- **Task goal**: Go through the lines below. Copy those with "page".

- **Given data**:
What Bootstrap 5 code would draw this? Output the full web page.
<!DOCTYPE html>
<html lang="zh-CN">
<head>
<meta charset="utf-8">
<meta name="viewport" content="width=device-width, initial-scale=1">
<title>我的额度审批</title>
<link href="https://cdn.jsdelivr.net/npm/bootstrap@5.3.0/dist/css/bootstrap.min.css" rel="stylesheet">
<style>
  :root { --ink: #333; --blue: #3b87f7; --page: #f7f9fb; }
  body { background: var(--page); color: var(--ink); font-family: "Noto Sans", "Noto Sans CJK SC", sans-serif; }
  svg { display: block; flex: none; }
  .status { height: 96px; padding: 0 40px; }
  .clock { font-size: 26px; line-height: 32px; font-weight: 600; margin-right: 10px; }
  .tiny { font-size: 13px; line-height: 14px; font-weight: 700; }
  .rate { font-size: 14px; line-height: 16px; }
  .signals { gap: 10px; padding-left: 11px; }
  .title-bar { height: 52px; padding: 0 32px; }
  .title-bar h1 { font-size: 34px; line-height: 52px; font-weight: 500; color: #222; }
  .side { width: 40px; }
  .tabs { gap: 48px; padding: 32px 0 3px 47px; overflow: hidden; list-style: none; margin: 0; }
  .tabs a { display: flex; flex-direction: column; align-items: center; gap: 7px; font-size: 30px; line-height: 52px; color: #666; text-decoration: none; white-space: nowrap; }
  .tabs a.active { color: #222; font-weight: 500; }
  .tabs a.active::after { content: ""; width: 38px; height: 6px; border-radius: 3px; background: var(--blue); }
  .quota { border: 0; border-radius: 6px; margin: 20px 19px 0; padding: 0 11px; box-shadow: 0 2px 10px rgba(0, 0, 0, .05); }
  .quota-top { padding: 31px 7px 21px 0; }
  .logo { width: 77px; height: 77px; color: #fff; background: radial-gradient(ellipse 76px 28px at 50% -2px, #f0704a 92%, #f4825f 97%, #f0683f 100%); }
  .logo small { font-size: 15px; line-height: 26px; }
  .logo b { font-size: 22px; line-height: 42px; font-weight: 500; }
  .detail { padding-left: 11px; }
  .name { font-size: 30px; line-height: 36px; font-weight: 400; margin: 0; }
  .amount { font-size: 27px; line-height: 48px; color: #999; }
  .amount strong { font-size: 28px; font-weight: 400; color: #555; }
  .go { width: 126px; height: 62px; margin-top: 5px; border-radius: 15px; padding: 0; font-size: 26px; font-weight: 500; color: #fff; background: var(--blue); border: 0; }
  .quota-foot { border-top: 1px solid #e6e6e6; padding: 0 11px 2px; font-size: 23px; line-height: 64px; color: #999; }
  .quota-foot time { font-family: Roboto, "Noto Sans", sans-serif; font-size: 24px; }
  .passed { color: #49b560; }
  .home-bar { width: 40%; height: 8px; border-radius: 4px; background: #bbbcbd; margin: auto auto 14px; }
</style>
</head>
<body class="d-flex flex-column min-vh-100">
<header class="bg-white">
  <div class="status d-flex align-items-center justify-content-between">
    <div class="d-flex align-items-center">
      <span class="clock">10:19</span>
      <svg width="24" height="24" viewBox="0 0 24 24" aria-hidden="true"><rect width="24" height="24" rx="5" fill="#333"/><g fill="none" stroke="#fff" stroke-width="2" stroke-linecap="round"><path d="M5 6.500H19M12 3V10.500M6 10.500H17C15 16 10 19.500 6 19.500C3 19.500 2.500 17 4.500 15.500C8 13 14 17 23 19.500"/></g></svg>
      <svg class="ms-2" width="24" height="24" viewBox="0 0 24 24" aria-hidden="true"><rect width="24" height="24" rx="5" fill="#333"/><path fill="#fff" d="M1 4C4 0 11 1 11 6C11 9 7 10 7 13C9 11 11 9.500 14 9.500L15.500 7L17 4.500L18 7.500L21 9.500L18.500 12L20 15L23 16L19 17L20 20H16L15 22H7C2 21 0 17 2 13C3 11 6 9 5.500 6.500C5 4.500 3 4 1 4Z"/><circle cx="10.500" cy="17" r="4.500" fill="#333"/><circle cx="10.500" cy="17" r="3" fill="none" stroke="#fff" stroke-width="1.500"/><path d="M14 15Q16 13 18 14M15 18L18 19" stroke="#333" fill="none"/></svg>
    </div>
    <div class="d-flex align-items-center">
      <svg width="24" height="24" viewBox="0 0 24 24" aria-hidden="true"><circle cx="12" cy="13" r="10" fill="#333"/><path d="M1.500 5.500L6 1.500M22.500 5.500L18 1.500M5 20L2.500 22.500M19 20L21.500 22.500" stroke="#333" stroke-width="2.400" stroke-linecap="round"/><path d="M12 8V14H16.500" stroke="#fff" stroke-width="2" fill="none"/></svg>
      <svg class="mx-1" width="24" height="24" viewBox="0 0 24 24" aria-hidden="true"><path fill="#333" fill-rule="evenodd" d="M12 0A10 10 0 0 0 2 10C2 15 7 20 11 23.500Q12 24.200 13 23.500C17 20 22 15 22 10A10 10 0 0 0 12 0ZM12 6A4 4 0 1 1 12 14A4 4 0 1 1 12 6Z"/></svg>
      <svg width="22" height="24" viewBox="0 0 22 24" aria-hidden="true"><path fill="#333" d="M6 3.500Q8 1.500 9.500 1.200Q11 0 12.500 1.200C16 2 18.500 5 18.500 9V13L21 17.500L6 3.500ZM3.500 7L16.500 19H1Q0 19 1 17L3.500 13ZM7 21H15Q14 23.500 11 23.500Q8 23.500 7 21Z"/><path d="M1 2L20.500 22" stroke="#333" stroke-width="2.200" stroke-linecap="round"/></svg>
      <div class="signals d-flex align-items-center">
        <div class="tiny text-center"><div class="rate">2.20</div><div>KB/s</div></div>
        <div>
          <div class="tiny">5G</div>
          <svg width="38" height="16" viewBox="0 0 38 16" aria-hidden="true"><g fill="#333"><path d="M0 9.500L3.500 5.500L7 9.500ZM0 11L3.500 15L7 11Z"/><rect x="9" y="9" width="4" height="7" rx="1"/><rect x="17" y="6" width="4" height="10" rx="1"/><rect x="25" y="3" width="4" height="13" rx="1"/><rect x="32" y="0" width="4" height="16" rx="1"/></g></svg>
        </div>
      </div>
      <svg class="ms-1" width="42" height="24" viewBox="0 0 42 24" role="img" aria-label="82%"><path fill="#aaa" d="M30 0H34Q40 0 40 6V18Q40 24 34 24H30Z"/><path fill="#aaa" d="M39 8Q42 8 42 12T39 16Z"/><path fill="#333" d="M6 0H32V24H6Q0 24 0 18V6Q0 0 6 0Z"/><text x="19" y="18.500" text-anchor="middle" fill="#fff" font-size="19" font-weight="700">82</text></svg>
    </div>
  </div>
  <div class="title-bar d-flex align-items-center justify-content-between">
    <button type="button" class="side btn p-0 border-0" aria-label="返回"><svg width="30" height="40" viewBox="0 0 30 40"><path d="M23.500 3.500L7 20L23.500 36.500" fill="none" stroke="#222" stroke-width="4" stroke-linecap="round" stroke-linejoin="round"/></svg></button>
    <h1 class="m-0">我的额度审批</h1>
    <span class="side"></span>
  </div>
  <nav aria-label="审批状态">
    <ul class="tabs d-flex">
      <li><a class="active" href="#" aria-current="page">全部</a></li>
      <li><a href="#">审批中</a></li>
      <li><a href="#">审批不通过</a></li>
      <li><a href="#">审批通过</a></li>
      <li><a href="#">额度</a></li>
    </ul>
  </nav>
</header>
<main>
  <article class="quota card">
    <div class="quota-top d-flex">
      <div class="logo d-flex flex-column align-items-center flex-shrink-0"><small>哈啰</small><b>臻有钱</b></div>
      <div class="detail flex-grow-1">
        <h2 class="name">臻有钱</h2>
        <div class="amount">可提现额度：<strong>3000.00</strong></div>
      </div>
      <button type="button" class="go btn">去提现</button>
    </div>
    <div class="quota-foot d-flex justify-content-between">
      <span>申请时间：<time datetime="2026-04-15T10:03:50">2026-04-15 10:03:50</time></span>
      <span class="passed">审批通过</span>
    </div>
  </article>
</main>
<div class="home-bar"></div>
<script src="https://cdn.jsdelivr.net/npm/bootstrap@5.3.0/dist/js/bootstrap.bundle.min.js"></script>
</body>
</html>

- **Answer to the task**:
What Bootstrap 5 code would draw this? Output the full web page.
  :root { --ink: #333; --blue: #3b87f7; --page: #f7f9fb; }
  body { background: var(--page); color: var(--ink); font-family: "Noto Sans", "Noto Sans CJK SC", sans-serif; }
      <li><a class="active" href="#" aria-current="page">全部</a></li>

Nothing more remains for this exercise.